What the Body Remembers

Psychologists who study self-signalling, the way that our own behaviour shapes our internal sense of identity, have documented something that the beauty industry has always understood intuitively: appearance affects more than how others see you. It affects how you see yourself, and consequently how you move, perform, and occupy space.

The woman who leaves the salon with precisely shaped nails and a fresh blowout is not only making a statement to others. She is making a statement to herself. She stands differently. She speaks with a different quality of assurance. The preparation has produced a state of readiness, a sense of having attended to the visible and therefore being equipped for the encounter. This is not a minor psychological effect. Research consistently shows that the feeling of being well-groomed correlates with self-reported confidence, with performance in social and professional contexts, and with the willingness to take up space in situations where space-taking matters.

What we call looking expensive is, at bottom, the visible dimension of this internal state. The signal being read by others is real: it reflects actual expenditure of time and money and attention. But it also reflects something less quantifiable, a particular relationship to the self, a daily practice of taking one’s own appearance seriously enough to invest in it. That relationship, and the confidence it produces, is itself part of what reads as status. You cannot always buy the confidence. You can buy the conditions that tend to produce it.

This is the uncomfortable truth that sits at the centre of the beauty premium, the labour market research, the skin lightening statistics, and the sociology of inconspicuous consumption. Appearance is not merely decorative. It is functional. It produces real outcomes, in money and opportunity and social access, for the people who successfully read and perform its signals. To say that this is superficial is technically accurate and practically useless. It tells you nothing about what to do with the information.

The Tax Nobody Names

In Vienna, where many of the women who spend on beauty maintenance are from Nigeria, Ghana, Ethiopia, and other parts of the African diaspora, the grooming calculus carries an additional layer. You are not only performing competence within a shared cultural framework. You are performing it across one. The markers that read as polished and professional within one community may be invisible or illegible to the hiring manager or landlord or colleague whose cultural grammar is different. The reverse is also true: the markers that read as ‘aspiring’ within a predominantly white professional context, the particular haircare regime required for natural hair, and the specific costs of maintaining skin that is not the default shade in European advertising, are borne disproportionately and rarely acknowledged as such.

The beauty tax is real. It just falls differently depending on where you start.

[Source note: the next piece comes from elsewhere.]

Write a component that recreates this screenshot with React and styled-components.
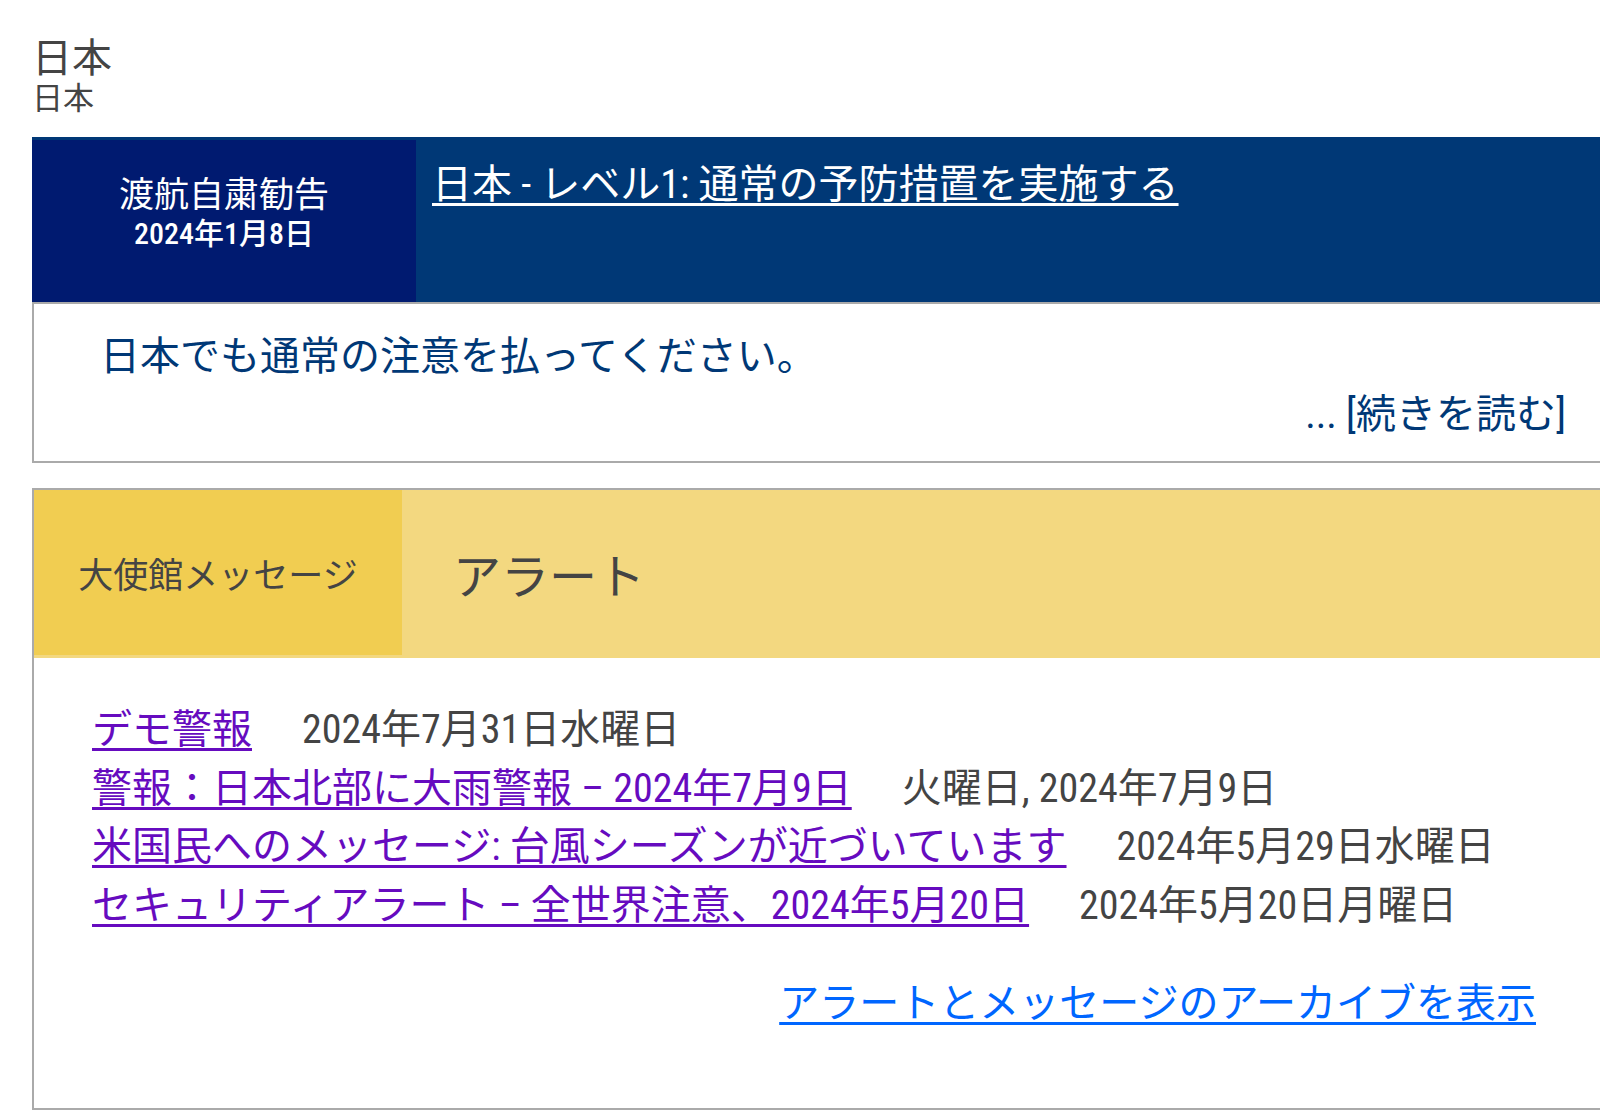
import React from 'react';
import styled, { createGlobalStyle } from 'styled-components';

const GlobalStyle = createGlobalStyle`
  html, body {
    margin: 0;
    padding: 0;
    background: #fff;
    overflow-x: hidden;
  }
  body {
    font-family: "Roboto Condensed", Roboto, "Noto Sans CJK JP", sans-serif;
    font-stretch: condensed;
    color: #444;
  }
`;

const Page = styled.div`
  width: 1604px;
  padding: 36px 0 0 32px;
`;

const Title = styled.h1`
  margin: 0;
  font-size: 40px;
  line-height: 45px;
  font-weight: 400;
  color: #444;
`;

const Subtitle = styled.div`
  font-size: 31px;
  line-height: 36px;
  color: #444;
`;

const Advisory = styled.section`
  margin-top: 20px;
`;

const AdvisoryHead = styled.div`
  display: flex;
  background: #003876;
  padding-top: 3px;
  min-height: 162px;
`;

const LevelCell = styled.div`
  width: 384px;
  flex: none;
  background: #001a70;
  color: #fff;
  text-align: center;
  padding-top: 35px;
  box-sizing: border-box;
`;

const LevelName = styled.div`
  font-size: 35px;
  line-height: 42px;
`;

const LevelDate = styled.div`
  font-size: 30px;
  line-height: 34px;
  font-weight: 500;
`;

const AdvisoryTitle = styled.div`
  flex: 1;
  padding: 16px 16px;
  font-size: 40px;
  line-height: 58px;
`;

const WhiteLink = styled.a`
  color: #fff;
  text-decoration: underline;
  text-underline-offset: 5px;
  text-decoration-thickness: 3px;
`;

const AdvisoryBody = styled.div`
  border: 2px solid #aaa;
  padding: 24px 68px 17px 66px;
  color: #003876;
  font-size: 40px;
  line-height: 58px;
`;

const ReadMore = styled.div`
  text-align: right;
`;

const NavyLink = styled.a`
  color: #003876;
  text-decoration: none;
`;

const Messages = styled.section`
  margin-top: 25px;
  border: 2px solid #aaa;
`;

const MessagesHead = styled.div`
  display: flex;
  background: #f3d880;
  padding-bottom: 3px;
`;

const KindCell = styled.div`
  width: 368px;
  height: 165px;
  flex: none;
  background: #f1cd51;
  display: flex;
  align-items: center;
  justify-content: center;
  font-size: 35px;
  color: #444;
`;

const HeadTitle = styled.div`
  display: flex;
  align-items: center;
  padding-left: 51px;
  font-size: 48px;
  color: #444;
`;

const MessagesBody = styled.div`
  padding: 43px 98px 74px 58px;
`;

const AlertList = styled.ul`
  list-style: none;
  margin: 0;
  padding: 0;
`;

const AlertRow = styled.li`
  font-size: 40px;
  line-height: 58.5px;
`;

const AlertLink = styled.a`
  color: #660bbf;
  text-decoration: underline;
  text-underline-offset: 5px;
  text-decoration-thickness: 3px;
`;

const AlertDate = styled.span`
  margin-left: 50px;
  color: #444;
`;

const Archive = styled.div`
  margin-top: 40px;
  text-align: right;
  font-size: 40px;
  line-height: 58.5px;
`;

const ArchiveLink = styled.a`
  color: #0066ff;
  text-decoration: underline;
  text-underline-offset: 5px;
  text-decoration-thickness: 3px;
`;

const alerts = [
  { title: 'デモ警報', date: '2024年7月31日水曜日' },
  { title: '警報：日本北部に大雨警報 – 2024年7月9日', date: '火曜日, 2024年7月9日' },
  { title: '米国民へのメッセージ: 台風シーズンが近づいています', date: '2024年5月29日水曜日' },
  { title: 'セキュリティアラート – 全世界注意、2024年5月20日', date: '2024年5月20日月曜日' },
];

export default function App() {
  return (
    <>
      <GlobalStyle />
      <Page>
        <Title>日本</Title>
        <Subtitle>日本</Subtitle>

        <Advisory>
          <AdvisoryHead>
            <LevelCell>
              <LevelName>渡航自粛勧告</LevelName>
              <LevelDate>2024年1月8日</LevelDate>
            </LevelCell>
            <AdvisoryTitle>
              <WhiteLink href="#">日本 - レベル1: 通常の予防措置を実施する</WhiteLink>
            </AdvisoryTitle>
          </AdvisoryHead>
          <AdvisoryBody>
            日本でも通常の注意を払ってください。
            <ReadMore>
              <NavyLink href="#">... [続きを読む]</NavyLink>
            </ReadMore>
          </AdvisoryBody>
        </Advisory>

        <Messages>
          <MessagesHead>
            <KindCell>大使館メッセージ</KindCell>
            <HeadTitle>アラート</HeadTitle>
          </MessagesHead>
          <MessagesBody>
            <AlertList>
              {alerts.map((a) => (
                <AlertRow key={a.title}>
                  <AlertLink href="#">{a.title}</AlertLink>
                  <AlertDate>{a.date}</AlertDate>
                </AlertRow>
              ))}
            </AlertList>
            <Archive>
              <ArchiveLink href="#">アラートとメッセージのアーカイブを表示</ArchiveLink>
            </Archive>
          </MessagesBody>
        </Messages>
      </Page>
    </>
  );
}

There is no neutral position from which to discuss looking expensive, because there is no neutral standard against which expensive is measured. The standard was built somewhere, by someone, at a particular historical moment, and it has been maintained, modified, and commercially exploited by industries with strong incentives to ensure that it remains just beyond the reach of anyone who does not already possess it. The woman in the Lagos salon, the one in the Vienna dermatologist’s chair, the teenager editing her selfies in Shenzhen with apps that widen her eyes and soften her jaw: they are all negotiating with the same underlying structure, dressed in different local costumes, operating at very different price points, but unified by the same fundamental understanding that how you look will be read, that the reading will have consequences, and that the consequences are worth paying to influence.

Whether that is a story about human vanity, or human rationality, or the ingenuity of industries that have learned to profit from both simultaneously, depends on which part of it you are standing in.